Реки горят (Василевская) - страница 11

— Что это за шутки? Мне не шутки нужны. Я спрашиваю: где молоко для моих детей? Взрослые получили, а дети не получили?

— Перестань, Малка, оставь, — потихоньку успокаивал ее муж.

— Что значит — перестань? Я спрашиваю, что это за порядки?

— Станем мы еще евреев молоком кормить! — ядовито заметил верзила в фуражке со сломанным козырьком. — Мало они сами везут…

— Кто везет? Я везу? У меня ничего нет! Откуда это я могу везти?

— Хватит орать, баба. Кончилось ваше еврейское царство.

— Ты только посмотри, Абрам, ты только посмотри! Ведь молоко от «Джойнта»! Вон, смотри, на ящике написано!

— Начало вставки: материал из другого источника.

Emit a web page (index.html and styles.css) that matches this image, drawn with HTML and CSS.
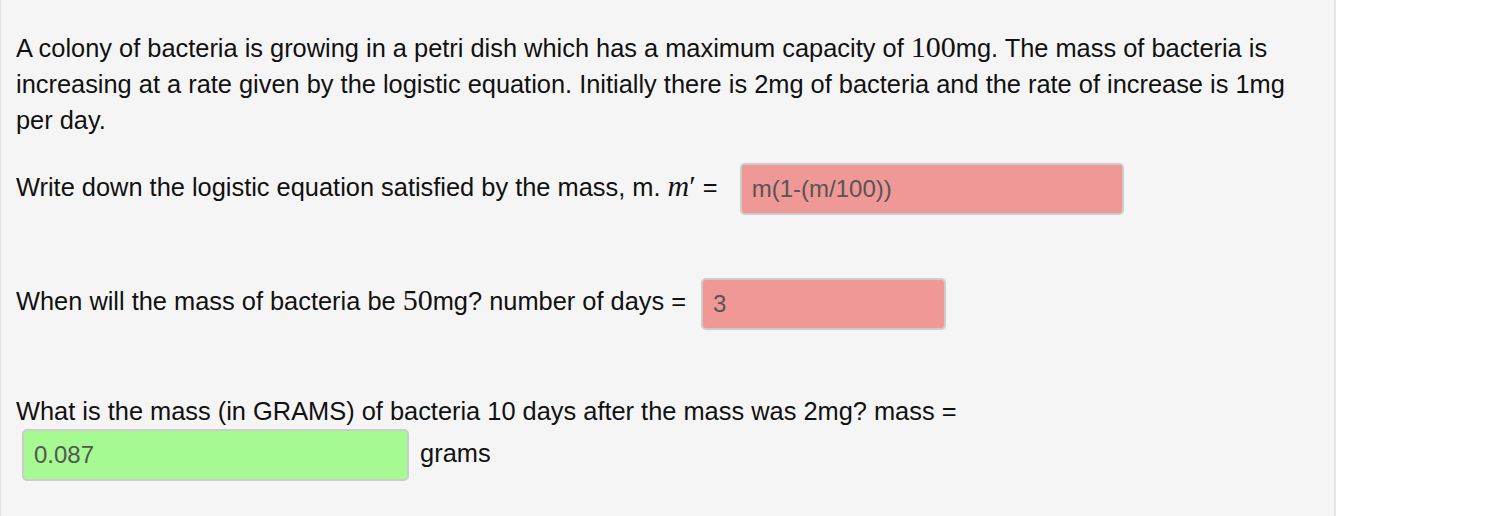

— Ну и что с того, Малка, что от «Джойнта»?

— Что за «Джойнт» такой? — заинтересовался кто-то.

— Это ихняя еврейская организация в Америке, — объяснил другой.

— Ну и что с того?

— Ты, Малка, сиди тихо. Пусть они на здоровье съедят это еврейское молоко. А то хуже будет, еще эти хулиганы тебя из вагона выкинут.

— Это кто хулиган? — грозно приподнялся верзила в рваной фуражке.

— Никто не хулиган… Разве я что говорю? Я ничего не говорю… Тише, Малка, тише…

До Ядвиги этот говор в вагоне доносился как бы издалека. Ребенка снова рвало. Напряженно закинутая назад головка позволяла еще яснее увидеть в прорезе век мутные закатившиеся глаза. То тут, то там опять появлялись красные пятна и снова исчезали. Ребенок, казалось, спал, но его, видимо, мучил даже скудный свет, падающий из окошка под потолком. Ядвига осторожно прикрыла ему личико платком.

И вдруг ее охватил леденящий страх. А что, если…

И едва она успела подумать это, стало ясно: ее маленький умирает. Он умрет.

— Это потому, что я не хотела тебя, — шепнула она, словно это была тайна, которую знали они двое.

Да, именно потому он будет у нее отнят. Потому, что она когда-то с таким ужасом убедилась в своей беременности — еще там, в доме на пригорке. И с таким отчаянием думала о том, что носит в себе чужого ребенка — ребенка Хожиняка. Даже во время родов она думала о нем, таком крохотном и беспомощном, с холодной ненавистью. Нет, не с радостью, не с улыбкой, не с растроганной дрожью в сердце ожидала она его рождения. И лишь первый крик, первый неумелый, слабый плач малыша внезапно пробудил и страстную любовь к нему, и жалость, и страх за его жизнь.

Но, видно, это не могло искупить злых, темных чувств, которые таились в ней прежде. И вот теперь ее ждет кара. Дитя будет у нее отнято, и она останется одна в потемках жизни. Уже не протянутся к ней маленькие ручки, уже не почувствует она на лице прикосновения крохотных пальчиков, не взглянут на нее темно-голубые, почти синие, круглые глаза, не скажет он: мама! А ведь он уже лепетал, тоненький голосок то и дело произносил какое-нибудь слово-загадку, слово-ласку, которое, быть может, совсем ничего не значило, но в которое она столько вкладывала… И он уже ходил. Маленькие ножки неутомимо семенили за ней, с трудом, с увлечением.